Тридцать лет назад Гиллиам снял вдохновленную Оруэллом «Бразилию», а спустя десять лет – антиутопические «Двенадцать обезьян», и «Теорема Зеро» невольно воспринимается как завершающая часть трилогии. Наверное, самое важное, что Гиллиам взял у Оруэлла – это взгляд на тоталитарное будущее не как на стерильный и высокоупорядоченный мир из стекла, бетона и высоких технологий, где по улицам маршируют белокурые бестии в серебристых одеждах, а как на грязное и очень захламленное пространство абсолютного дискомфорта. В совершенно гениальной «Бразилии» будущее – такой глобальный ретрофутуристический бардак, где всё шатается и отваливается, скрипит и скрежещет, и в «Теореме» Гиллиам пытается идти тем же путем. Но невооруженным глазом видно, как микроскопический бюджет не дает ему развернуться и принуждает сузить изображаемую вселенную до размеров чуть ли не камерной постановки с несколькими декорациями и шестью персонажами.
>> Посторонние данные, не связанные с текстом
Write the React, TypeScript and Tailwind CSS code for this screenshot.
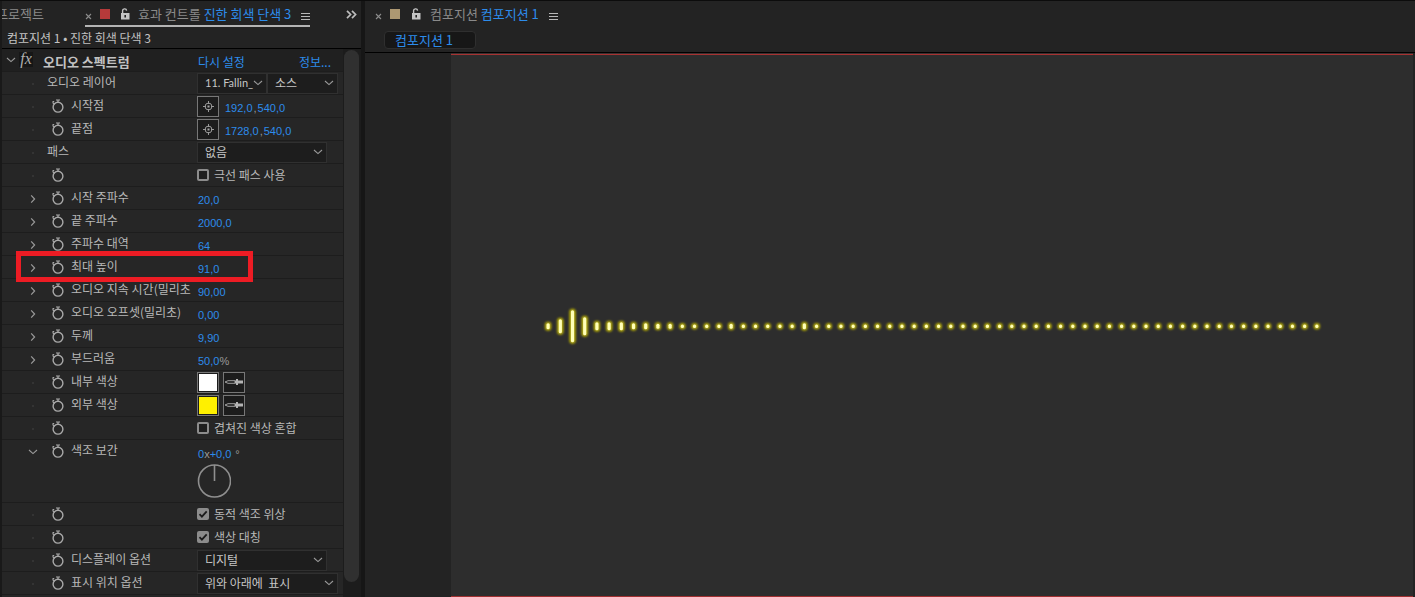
import { useId, useState, type ReactNode } from "react";

function Lock() {
  return (
    <svg viewBox="0 0 10 12" className="h-3 w-2.5" aria-hidden="true">
      <path d="M2.6 5.5V3.2A2 2 0 0 1 6.6 2.6" fill="none" stroke="#c4c4c4" strokeWidth="1.4" />
      <path fillRule="evenodd" d="M1 5h8.500v6.500H1zM4.400 7v2.600h1.600V7z" fill="#c4c4c4" />
    </svg>
  );
}

function MenuLines() {
  return (
    <svg viewBox="0 0 9 9" className="h-[9px] w-[9px]" aria-hidden="true">
      <path d="M0 1.5h9M0 4.5h9M0 7.5h9" stroke="#b8b8b8" />
    </svg>
  );
}

function Cross() {
  return (
    <svg viewBox="0 0 7 7" className="h-[7px] w-[7px]" aria-hidden="true">
      <path d="M1 1l5 5M6 1L1 6" stroke="#8c8c8c" strokeWidth="1.1" />
    </svg>
  );
}

function Stopwatch() {
  return (
    <svg viewBox="0 0 12 14" className="h-3.5 w-3" aria-hidden="true">
      <circle cx="6" cy="8.2" r="4.9" fill="none" stroke="#a9a9a9" strokeWidth="1.4" />
      <path d="M4 1h4M6 1v2.300" fill="none" stroke="#a9a9a9" strokeWidth="1.200" />
      <path d="M.6 2.500h1.600M1 2.500v1.500l1.500 1.200" fill="none" stroke="#a9a9a9" strokeWidth="1.100" />
    </svg>
  );
}

function Down({ className = "" }: { className?: string }) {
  return (
    <svg viewBox="0 0 10 6" className={`h-1.5 w-2.5 ${className}`} aria-hidden="true">
      <path d="M1 1l4 3.6L9 1" fill="none" stroke="#9a9a9a" strokeWidth="1.1" />
    </svg>
  );
}

function Right() {
  return (
    <svg viewBox="0 0 6 10" className="h-2.5 w-1.5" aria-hidden="true">
      <path d="M1.2 1.4L4.6 5L1.2 8.6" fill="none" stroke="#9a9a9a" strokeWidth="1.2" />
    </svg>
  );
}

function Target() {
  return (
    <svg viewBox="0 0 13 13" className="h-[13px] w-[13px]" aria-hidden="true">
      <circle cx="6.5" cy="6.5" r="3.4" fill="none" stroke="#9a9a9a" />
      <path d="M6.5 1v3M6.5 9v3M1 6.5h3M9 6.5h3" stroke="#9a9a9a" />
      <rect x="5.5" y="5.5" width="2" height="2" fill="#a8a8a8" />
    </svg>
  );
}

function Dropper() {
  return (
    <svg viewBox="0 0 20 8" className="h-2 w-5" aria-hidden="true">
      <path d="M1 4l3-1.300h7v2.600H4z" fill="#1c1c1c" stroke="#a0a0a0" />
      <path d="M11 2.500h1V1h2v1.500h5v3h-5V7h-2V5.500h-1z" fill="#b4b4b4" />
    </svg>
  );
}

function Picker({ label, options, className }: { label: string; options: string[]; className: string }) {
  return (
    <span className={`grid h-[21px] items-center ${className}`}>
      <select
        aria-label={label}
        className="col-start-1 row-start-1 h-full w-full appearance-none overflow-hidden border border-[#303030] bg-[#1d1d1d] pl-[7px] pr-3 text-[#c6c6c6] outline-none"
      >
        {options.map((o) => (
          <option key={o}>{o}</option>
        ))}
      </select>
      <Down className="pointer-events-none col-start-1 row-start-1 mr-1 justify-self-end" />
    </span>
  );
}

function Value({ children }: { children: ReactNode }) {
  return <button className="text-[#2d8ceb]">{children}</button>;
}

function Numbers({ children }: { children: ReactNode }) {
  return (
    <span className="flex pt-1 font-['Liberation_Sans',sans-serif] text-[11px] leading-4 text-[#9a9a9a]">{children}</span>
  );
}

function Check({ label, on = false }: { label: string; on?: boolean }) {
  const id = useId();
  const [checked, setChecked] = useState(on);
  return (
    <span className="flex items-center gap-[5px]">
      <span className="grid">
        <input
          id={id}
          type="checkbox"
          checked={checked}
          onChange={() => setChecked(!checked)}
          className="col-start-1 row-start-1 size-3 appearance-none rounded-xs border-2 border-[#8c8c8c] bg-[#1f1f1f] checked:bg-[#8c8c8c]"
        />
        {checked && (
          <svg viewBox="0 0 12 12" className="pointer-events-none col-start-1 row-start-1 size-3" aria-hidden="true">
            <path d="M2.500 6.200l2.400 2.500L9.700 3.300" fill="none" stroke="#1c1c1c" strokeWidth="1.800" />
          </svg>
        )}
      </span>
      <label htmlFor={id}>{label}</label>
    </span>
  );
}

function ColorPair({ name, swatch }: { name: string; swatch: string }) {
  return (
    <span className="flex gap-1">
      <button aria-label={name} className="h-[21px] w-[22px] border border-[#777] bg-[#1c1c1c] p-px">
        <span className={`block h-full ${swatch}`} />
      </button>
      <button
        aria-label={`${name} 스포이드`}
        className="flex h-[21px] w-[22px] items-center justify-center border border-[#777] bg-[#1c1c1c]"
      >
        <Dropper />
      </button>
    </span>
  );
}

type RowProps = {
  name?: string;
  twirl?: "open" | "closed";
  watch?: boolean;
  marked?: boolean;
  children: ReactNode;
};

function Row({ name, twirl, watch = true, marked = false, children }: RowProps) {
  return (
    <li className="relative flex border-b border-[#1d1d1d]">
      <div className="flex h-[22px] w-[195px] shrink-0 items-center overflow-hidden pl-5">
        <span className="flex w-6 shrink-0 justify-center pr-[3px] pt-0.5">
          {twirl === "closed" && (
            <button aria-label={`${name} 펼치기`}>
              <Right />
            </button>
          )}
          {twirl === "open" && (
            <button aria-label={`${name} 접기`}>
              <Down />
            </button>
          )}
          {!twirl && <span className="size-0.5 bg-[#343434]" />}
        </span>
        {watch && (
          <button aria-label="스톱워치" className="flex w-6 shrink-0 justify-center pr-px">
            <Stopwatch />
          </button>
        )}
        <span className="whitespace-nowrap pb-0.5 pl-px">{name}</span>
      </div>
      <div className="flex min-h-[22px] flex-1 items-center">{children}</div>
      {marked && <span className="pointer-events-none absolute -bottom-1 -top-[5px] left-3.5 w-[237px] border-[5px] border-[#ed1c24]" />}
    </li>
  );
}

function Point({ name, x, y }: { name: string; x: string; y: string }) {
  return (
    <Row name={name}>
      <button
        aria-label={`${name} 지정`}
        className="mr-1.5 flex h-[21px] w-[22px] items-center justify-center border border-[#777] bg-[#1c1c1c]"
      >
        <Target />
      </button>
      <Numbers>
        <Value>{x}</Value>
        <span className="px-px">,</span>
        <Value>{y}</Value>
      </Numbers>
    </Row>
  );
}

function Slider({ name, value, unit, marked }: { name: string; value: string; unit?: string; marked?: boolean }) {
  return (
    <Row name={name} twirl="closed" marked={marked}>
      <span className="pl-px">
        <Numbers>
          <Value>{value}</Value>
          {unit}
        </Numbers>
      </span>
    </Row>
  );
}

function EffectControls() {
  return (
    <section className="flex w-[361px] shrink-0 flex-col border-l-2 border-[#191919] bg-[#232323]">
      <header className="flex h-[26px] items-stretch text-[13px]">
        <button className="flex w-[42px] items-center justify-end overflow-hidden whitespace-nowrap text-[#8a8a8a]">
          프로젝트
        </button>
        <div className="ml-[41px] flex items-center whitespace-nowrap border-b-2 border-[#b4b4b4] pt-0.5">
          <button aria-label="닫기" className="pt-1">
            <Cross />
          </button>
          <span className="ml-2 size-2.5 bg-[#b53a3a]" />
          <button aria-label="잠금" className="ml-2.5">
            <Lock />
          </button>
          <h2 className="ml-2 text-[#8a8a8a]">
            효과 컨트롤 <span className="text-[#2d8ceb]">진한 회색 단색 3</span>
          </h2>
          <button aria-label="패널 메뉴" className="ml-2.5 pt-1">
            <MenuLines />
          </button>
        </div>
        <button aria-label="패널 더 보기" className="ml-auto mr-1">
          <svg viewBox="0 0 11 9" className="h-[9px] w-[11px]" aria-hidden="true">
            <path d="M1 .8l3.600 3.700L1 8.200M6 .8l3.600 3.700L6 8.200" fill="none" stroke="#bcbcbc" strokeWidth="1.700" />
          </svg>
        </button>
      </header>
      <p className="flex h-[22px] items-center border-b border-black pl-[5px] pt-px text-[#c2c2c2]">
        컴포지션 1 • 진한 회색 단색 3
      </p>
      <div className="flex flex-1">
        <div className="min-w-0 flex-1 bg-[#262626]">
          <div className="flex h-[23px] items-center border-b border-[#1d1d1d] bg-[#202020] pt-1">
            <div className="flex w-[196px] items-center">
              <button aria-label="접기" className="ml-1 pb-1">
                <Down />
              </button>
              <button
                aria-label="효과 사용"
                className="mb-1.5 ml-[3px] flex h-[15px] w-3.5 items-center justify-center bg-[#161616] font-['Liberation_Serif',serif] text-base italic text-[#b0b0b0]"
              >
                fx
              </button>
              <h3 className="ml-2.5 text-[13px] font-bold text-[#c2c2c2]">오디오 스펙트럼</h3>
            </div>
            <button className="text-[#2d8ceb]">다시 설정</button>
            <button className="ml-auto mr-3 text-[#2d8ceb]">정보...</button>
          </div>
          <ul className="leading-4">
            <Row name="오디오 레이어" watch={false}>
              <Picker
                label="오디오 레이어"
                options={["11. Fallin_"]}
                className="w-[70px] font-['Lato','Noto_Sans_CJK_KR',sans-serif] text-[11px]"
              />
              <Picker label="소스" options={["소스"]} className="w-[71px]" />
            </Row>
            <Point name="시작점" x="192,0" y="540,0" />
            <Point name="끝점" x="1728,0" y="540,0" />
            <Row name="패스" watch={false}>
              <Picker label="패스" options={["없음"]} className="w-[130px]" />
            </Row>
            <Row>
              <Check label="극선 패스 사용" />
            </Row>
            <Slider name="시작 주파수" value="20,0" />
            <Slider name="끝 주파수" value="2000,0" />
            <Slider name="주파수 대역" value="64" />
            <Slider name="최대 높이" value="91,0" marked />
            <Slider name="오디오 지속 시간(밀리초" value="90,00" />
            <Slider name="오디오 오프셋(밀리초)" value="0,00" />
            <Slider name="두께" value="9,90" />
            <Slider name="부드러움" value="50,0" unit="%" />
            <Row name="내부 색상">
              <ColorPair name="내부 색상" swatch="bg-white" />
            </Row>
            <Row name="외부 색상">
              <ColorPair name="외부 색상" swatch="bg-[#fff000]" />
            </Row>
            <Row>
              <Check label="겹쳐진 색상 혼합" />
            </Row>
            <Row name="색조 보간" twirl="open">
              <div className="flex flex-col pb-1">
                <span className="flex h-6 items-center pl-px">
                  <Numbers>
                    <Value>0</Value>x<Value>+0,0</Value>
                    <span className="pl-1">°</span>
                  </Numbers>
                </span>
                <svg viewBox="0 0 34 34" className="size-[34px]" role="img" aria-label="색조 각도">
                  <circle cx="17.500" cy="17" r="16" fill="none" stroke="#8f8f8f" strokeWidth="1.600" />
                  <path d="M17.500 1v16" stroke="#8f8f8f" strokeWidth="1.600" />
                </svg>
              </div>
            </Row>
            <Row>
              <Check label="동적 색조 위상" on />
            </Row>
            <Row>
              <Check label="색상 대칭" on />
            </Row>
            <Row name="디스플레이 옵션">
              <Picker label="디스플레이 옵션" options={["디지털"]} className="w-[130px]" />
            </Row>
            <Row name="표시 위치 옵션">
              <Picker label="표시 위치 옵션" options={["위와 아래에\u00a0 표시"]} className="w-[141px]" />
            </Row>
          </ul>
        </div>
        <div className="w-[18px] bg-[#1c1c1c] pb-[15px] pl-px pr-0.5 pt-px">
          <div className="h-full rounded-full bg-[#303030]" />
        </div>
      </div>
    </section>
  );
}

const bandCount = 64;
const tallBands: Record<number, number> = { 0: 9, 1: 17, 2: 35, 3: 21, 4: 11, 5: 11, 6: 11, 7: 9, 8: 9, 9: 8, 10: 8, 15: 8, 21: 9 };

function Spectrum() {
  return (
    <svg viewBox="0 0 961 540" className="h-full w-full" role="img" aria-label="오디오 스펙트럼">
      <defs>
        <filter id="halo" filterUnits="userSpaceOnUse" x="0" y="200" width="961" height="140">
          <feGaussianBlur stdDeviation="0.9" />
        </filter>
        <filter id="core" filterUnits="userSpaceOnUse" x="0" y="200" width="961" height="140">
          <feGaussianBlur stdDeviation="0.6" />
        </filter>
      </defs>
      {[
        { color: "#b8ae08", w: 6.4, grow: 0, filter: "url(#halo)" },
        { color: "#ffffb8", w: 3.2, grow: -3, filter: "url(#core)" },
      ].map((layer) => (
        <g key={layer.color} fill={layer.color} filter={layer.filter}>
          {Array.from({ length: bandCount }, (_, i) => {
            const h = (tallBands[i] ?? 6.6) + layer.grow;
            return (
              <rect
                key={i}
                x={97 + i * 12.19 - layer.w / 2}
                y={271 - h / 2}
                width={layer.w}
                height={h}
                rx={Math.min(layer.w, h) / 2}
              />
            );
          })}
        </g>
      ))}
    </svg>
  );
}

function Composition() {
  return (
    <section className="flex min-w-0 flex-1 flex-col bg-[#232323]">
      <header className="flex h-[26px] items-center whitespace-nowrap pl-2.5 text-[13px]">
        <button aria-label="닫기" className="pt-1">
          <Cross />
        </button>
        <span className="ml-2 size-2.5 bg-[#ad9872]" />
        <button aria-label="잠금" className="ml-[11px]">
          <Lock />
        </button>
        <h2 className="ml-[9px] text-[#8a8a8a]">
          컴포지션 <span className="text-[#2d8ceb]">컴포지션 1</span>
        </h2>
        <button aria-label="패널 메뉴" className="ml-2.5 pt-1">
          <MenuLines />
        </button>
      </header>
      <nav className="flex h-[26px] items-start border-b border-black pl-[19px] pt-1 text-[13px]">
        <a
          href="#comp"
          className="flex h-[18px] w-[92px] items-center rounded-sm border border-[#2f2f2f] bg-[#171717] pb-px pl-2.5 text-[#2d8ceb]"
        >
          컴포지션 1
        </a>
      </nav>
      <main className="flex min-h-0 flex-1 pl-[86px] pr-0.5">
        <div className="flex min-w-0 flex-1 flex-col bg-[#2d2d2d]">
          <div className="h-px bg-[#3a3030]" />
          <div className="h-px bg-[#a83232]" />
          <div className="min-h-0 flex-1">
            <Spectrum />
          </div>
          <div className="h-px bg-[#a03030]" />
        </div>
      </main>
    </section>
  );
}

export default function App() {
  return (
    <div className="flex min-h-screen gap-1 border-y border-[#0c0c0c] bg-[#161616] font-['Noto_Sans_CJK_KR',sans-serif] text-xs text-[#b8b8b8]">
      <EffectControls />
      <Composition />
    </div>
  );
}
 Наблюдать, как бурная и недисциплинированная фантазия Гиллиама пытается уместиться на маленьком пятачке финансовых возможностей – предмет особого интереса. Гиллиам всегда был неравнодушен к эстетике ярмарочного балагана, но мало где давал балаган в столь чистом и не препарированном виде: дичайший грим, клоунская мимика, злой карлик, костюм медсестры из секс-шопа. А будущее, в изображении которого Гиллиам вынужден ограничиться несколькими остроумными и недорогими в исполнении деталями, напоминает, скорее, современность, пережившую никем не замеченный микроинсульт. На вечеринках тут каждый танцует под собственную музыку с собственного телефона, реальному сексу предпочитают виртуальный (а то мало ли какую заразу можно подхватить), места общественного отдыха увешены колоссальным количеством запрещающих знаков, а рабочий офис «онтологических исследований» похож на зал с игровыми автоматами в торговом центре (видимо, злая пародия на либеральную идею работы как удовольствия).     
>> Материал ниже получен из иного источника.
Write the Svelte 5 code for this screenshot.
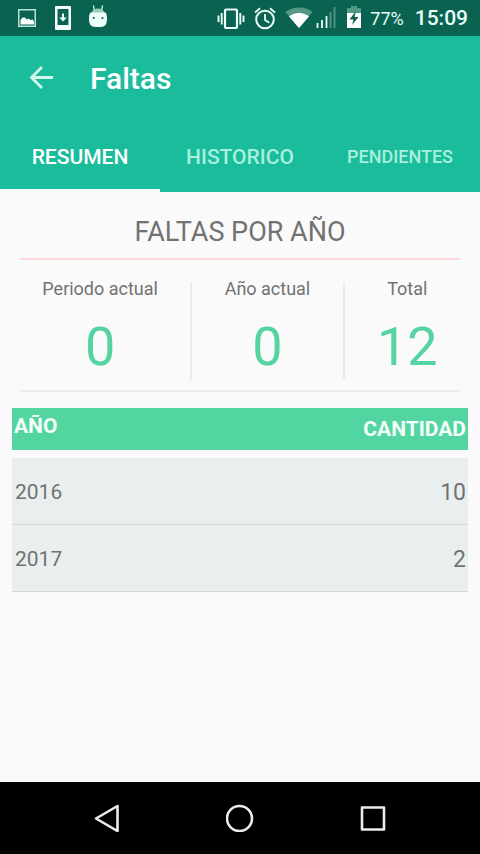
<script lang="ts">
	type Stat = { label: string; value: number };
	type Row = { year: number; count: number };

	const tabs = [
		{ id: 'resumen', label: 'RESUMEN' },
		{ id: 'historico', label: 'HISTORICO' },
		{ id: 'pendientes', label: 'PENDIENTES', small: true }
	];

	const stats: Stat[] = [
		{ label: 'Periodo actual', value: 0 },
		{ label: 'Año actual', value: 0 },
		{ label: 'Total', value: 12 }
	];

	const rows: Row[] = [
		{ year: 2016, count: 10 },
		{ year: 2017, count: 2 }
	];

	let current = $state('resumen');
</script>

<div class="screen">
	<div class="status-bar">
		<div class="notifications" aria-hidden="true">
			<svg width="20" height="26" viewBox="0 0 20 26">
				<rect x="1.75" y="4.75" width="16.5" height="16.5" fill="none" stroke="#b9e4d8" stroke-width="1.5" />
				<path d="M3.500 19.500v-4.500l2-2.500h2.500l1.500 2 2-1 2 1.500 2-.5 1.500 2v3z" fill="#fff" />
			</svg>
			<svg width="16" height="26" viewBox="0 0 16 26">
				<path d="M1 1h14q1 0 1 1v22q0 1-1 1H1q-1 0-1-1V2q0-1 1-1zM2.500 4v16h11V4z" fill="#f4fffb" fill-rule="evenodd" />
				<path d="M7 8.500h2v4h2.800L8 16.500l-3.800-4H7z" fill="#f4fffb" />
			</svg>
			<svg width="18" height="26" viewBox="0 0 18 26">
				<path d="M4.500 1l1 5M13.500 1l-1 5" stroke="#c9f0e4" stroke-width="1.300" stroke-linecap="round" />
				<path d="M2.500 8Q3.500 3.500 9 3.500T15.500 8z" fill="#9dcdbd" />
				<path d="M1.500 7.500h15q1.500 1.500 1.500 6 0 5-2 7-1.500 1.500-7 1.500t-7-1.500q-2-2-2-7 0-4.500 1.500-6z" fill="#ecfff9" />
				<circle cx="4.800" cy="13" r="1.100" fill="#0a6350" />
				<circle cx="13.500" cy="13" r="1.100" fill="#0a6350" />
			</svg>
		</div>

		<div class="system">
			<svg width="28" height="26" viewBox="0 0 28 26" aria-hidden="true">
				<rect x="8" y="4.500" width="12" height="18.500" rx="1" fill="none" stroke="#e9fff8" stroke-width="2.200" />
				<path d="M4.700 8v11.500M23.300 8v11.500M1.500 10.500v6.500M26.500 10.500v6.500" stroke="#e9fff8" stroke-width="1.900" />
			</svg>
			<svg width="22" height="26" viewBox="0 0 22 26" aria-hidden="true">
				<circle cx="11" cy="14.500" r="8.800" fill="none" stroke="#e9fff8" stroke-width="2" />
				<path d="M1 7.500l5-4.300M21 7.500l-5-4.300M11 9v6l4.300 2.700" fill="none" stroke="#e9fff8" stroke-width="1.800" />
			</svg>
			<div class="reception">
				<svg width="28" height="26" viewBox="0 0 28 26" aria-hidden="true">
					<path d="M14 23L.5 7Q6 2.500 14 2.500T27.500 7z" fill="#559787" />
					<path d="M14 23L4 11.500Q8 8 14 8t10 3.500z" fill="#fff" />
				</svg>
				<svg width="20" height="26" viewBox="0 0 20 26" aria-hidden="true">
					<path d="M1.500 18v5M6 15v8M10.500 11v12" stroke="#e9fff8" stroke-width="1.800" />
					<path d="M14.500 7v16M18.500 2v21" stroke="#559787" stroke-width="1.800" />
				</svg>
			</div>
			<svg class="battery" width="14" height="26" viewBox="0 0 14 26" aria-hidden="true">
				<path d="M4 1h6v2h4v6H0V3h4z" fill="#559787" />
				<path d="M0 8h14v15H0z" fill="#fff" />
				<path d="M9 6l-6.500 8.500h4L5 20l6.500-8h-4z" fill="#0a6350" />
			</svg>
			<span class="charge">77%</span>
			<time class="clock">15:09</time>
		</div>
	</div>

	<header class="app-header">
		<div class="toolbar">
			<button type="button" class="back" aria-label="Volver">
				<svg width="26" height="26" viewBox="0 0 26 26" aria-hidden="true">
					<path d="M25 12.500H4M14 2L3.500 12.500 14 23" fill="none" stroke="#d5f8ec" stroke-width="2.800" />
				</svg>
			</button>
			<h1>Faltas</h1>
		</div>

		<div class="tabs" role="tablist">
			{#each tabs as tab (tab.id)}
				<button
					type="button"
					role="tab"
					class="tab"
					class:small={tab.small}
					class:active={current === tab.id}
					aria-selected={current === tab.id}
					onclick={() => (current = tab.id)}
				>
					{tab.label}
				</button>
			{/each}
		</div>
	</header>

	<main>
		<h2>FALTAS POR AÑO</h2>

		<div class="stats">
			{#each stats as stat (stat.label)}
				<div class="stat">
					<span class="label">{stat.label}</span>
					<span class="value">{stat.value}</span>
				</div>
			{/each}
		</div>
		<hr />

		<table>
			<thead>
				<tr>
					<th scope="col">AÑO</th>
					<th scope="col">CANTIDAD</th>
				</tr>
			</thead>
			<tbody>
				{#each rows as row (row.year)}
					<tr>
						<td>{row.year}</td>
						<td>{row.count}</td>
					</tr>
				{/each}
			</tbody>
		</table>
	</main>

	<nav class="nav-bar" aria-label="Sistema">
		<button type="button" aria-label="Atrás">
			<svg width="28" height="28" viewBox="0 0 28 28" aria-hidden="true">
				<path d="M24.500 2v25L3 14.500z" />
			</svg>
		</button>
		<button type="button" aria-label="Inicio">
			<svg width="28" height="28" viewBox="0 0 28 28" aria-hidden="true">
				<circle cx="13.500" cy="14.500" r="12.500" />
			</svg>
		</button>
		<button type="button" aria-label="Recientes">
			<svg width="28" height="28" viewBox="0 0 28 28" aria-hidden="true">
				<rect x="3" y="3.500" width="22" height="22" />
			</svg>
		</button>
	</nav>
</div>

<style>
	:global(body) {
		margin: 0;
	}

	.screen {
		display: flex;
		flex-direction: column;
		min-height: 100vh;
		background: #fafafa;
		color: #727272;
		font-family: Roboto, 'Noto Sans', sans-serif;
	}

	svg {
		display: block;
		flex-shrink: 0;
	}

	button {
		border: 0;
		padding: 0;
		background: transparent;
		font-family: inherit;
		cursor: pointer;
	}

	.status-bar {
		display: flex;
		justify-content: space-between;
		align-items: center;
		height: 36px;
		padding: 0 12px 0 17px;
		background: #0a6350;
		color: #e9fff8;
	}

	.notifications {
		display: flex;
		align-items: center;
		gap: 18px;
	}

	.system {
		display: flex;
		align-items: center;
		gap: 9px;
	}

	.reception {
		display: flex;
		gap: 3px;
	}

	.battery {
		margin-left: 2px;
	}

	.charge {
		font-size: 18px;
	}

	.clock {
		margin-left: 2px;
		font-size: 21px;
		font-weight: 500;
	}

	.app-header {
		background: #1abc9c;
	}

	.toolbar {
		display: flex;
		align-items: center;
		gap: 36px;
		height: 84px;
		padding: 0 28px;
	}

	h1 {
		margin: 0;
		font-size: 30px;
		font-weight: 500;
		color: #fff;
	}

	.tabs {
		display: flex;
		height: 72px;
	}

	.tab {
		flex: 1;
		border-top: 4px solid transparent;
		border-bottom: 3px solid transparent;
		font-size: 21px;
		font-weight: 500;
		color: #a9f0dc;
	}

	.tab.small {
		font-size: 18px;
	}

	.tab.active {
		border-bottom-color: #fafafa;
		color: #fff;
	}

	main {
		flex: 1;
		padding: 20px 12px;
	}

	h2 {
		margin: 0 8px;
		padding-bottom: 6px;
		border-bottom: 2px solid #f8d8d6;
		font-size: 27px;
		font-weight: 400;
		line-height: 40px;
		text-align: center;
	}

	.stats {
		display: flex;
		margin: 0 -2px;
		padding: 22px 0 10px;
	}

	.stat {
		display: flex;
		flex: 1 1 auto;
		flex-direction: column;
		align-items: center;
		height: 98px;
	}

	.stat + .stat {
		border-left: 2px solid #ebebeb;
	}

	.label {
		font-size: 18px;
		line-height: 14px;
	}

	.value {
		margin-top: 19px;
		font-size: 54px;
		line-height: 64px;
		color: #55d3a1;
	}

	hr {
		height: 2px;
		margin: 0 8px 16px;
		border: 0;
		background: #ebebeb;
	}

	table {
		width: 100%;
		border-spacing: 0;
	}

	th {
		height: 42px;
		padding: 0 2px;
		background: #53d5a1;
		font-size: 21px;
		font-weight: 700;
		line-height: 36px;
		text-align: left;
		vertical-align: top;
		color: #f4fffa;
	}

	th:last-child {
		line-height: 42px;
	}

	tbody::before {
		content: '';
		display: block;
		height: 8px;
	}

	td {
		height: 64px;
		padding: 2px 3px 0;
		border-bottom: 1px solid #d0dbdb;
		background: #e9efef;
		font-size: 21px;
	}

	th:last-child,
	td:last-child {
		padding-right: 2px;
		text-align: right;
	}

	td:last-child {
		font-size: 23px;
	}

	.nav-bar {
		display: flex;
		height: 72px;
		padding: 0 40px;
		background: #000;
	}

	.nav-bar button {
		display: grid;
		flex: 1;
		place-items: center;
	}

	.nav-bar svg {
		fill: none;
		stroke: #ececec;
		stroke-width: 2.6px;
		stroke-linejoin: round;
	}
</style>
 Коэна мучают «проклятые вопросы» о смысле жизни и о том, есть ли бог. Но ответы на них Гиллиаму хорошо известны (бога нет, всё бессмысленно, все умрем), и он по умолчанию предполагает, что зритель, в общем, тоже должен быть в курсе. А потому направляет картину немного в другое русло – делится мыслями, что именно заняло место умершего бога, и здесь прибегает к метафорам настолько прямолинейным, что порой становится неловко. В лоб рифмует капитализм и религию, помещает камеру слежения на место головы статуи Христа и даже вводит в сюжет сына божия (т.е. сына Руководства) с развернутой, но слишком уж символической и невнятной сюжетной линией. Но при всем его профессиональном безумии Гиллиаму хватает здравого смысла, говоря об «очень серьезных вещах», избежать надувания щек (как это было, например, у Аронофски в «Фонтане») и путаных изложений своей личной оригинальной философии (как это было у предпоследнего Малика), и уравновесить манифест балаганом – почти, как в старые-добрые монтипайтоновские времена. И за это «Теореме» можно простить и шероховатость, и трюизмы, и отсутствие интересных персонажей, и даже рэп в исполнении Тильды Суинтон (хотя последнее, честно говоря, простить сложно – в дубляже это звучит слишком уж отвратительно). Тем более, что да, всё так и есть: капитализм – наша религия, вездесущий Менеджмент – наш бог, а эффективность и тотальный контроль – наш закон божий. То, что тридцать лет назад в «Бразилии» казалось пугающей фантазией, в каком-то смысле воплотилось, хоть и в более обыденных и гуманных формах. Семидесятнику Гиллиаму неуютно в этом мире, и он хочет об этом поговорить. Да и мы, несемидесятники, в общем, тоже в шоке.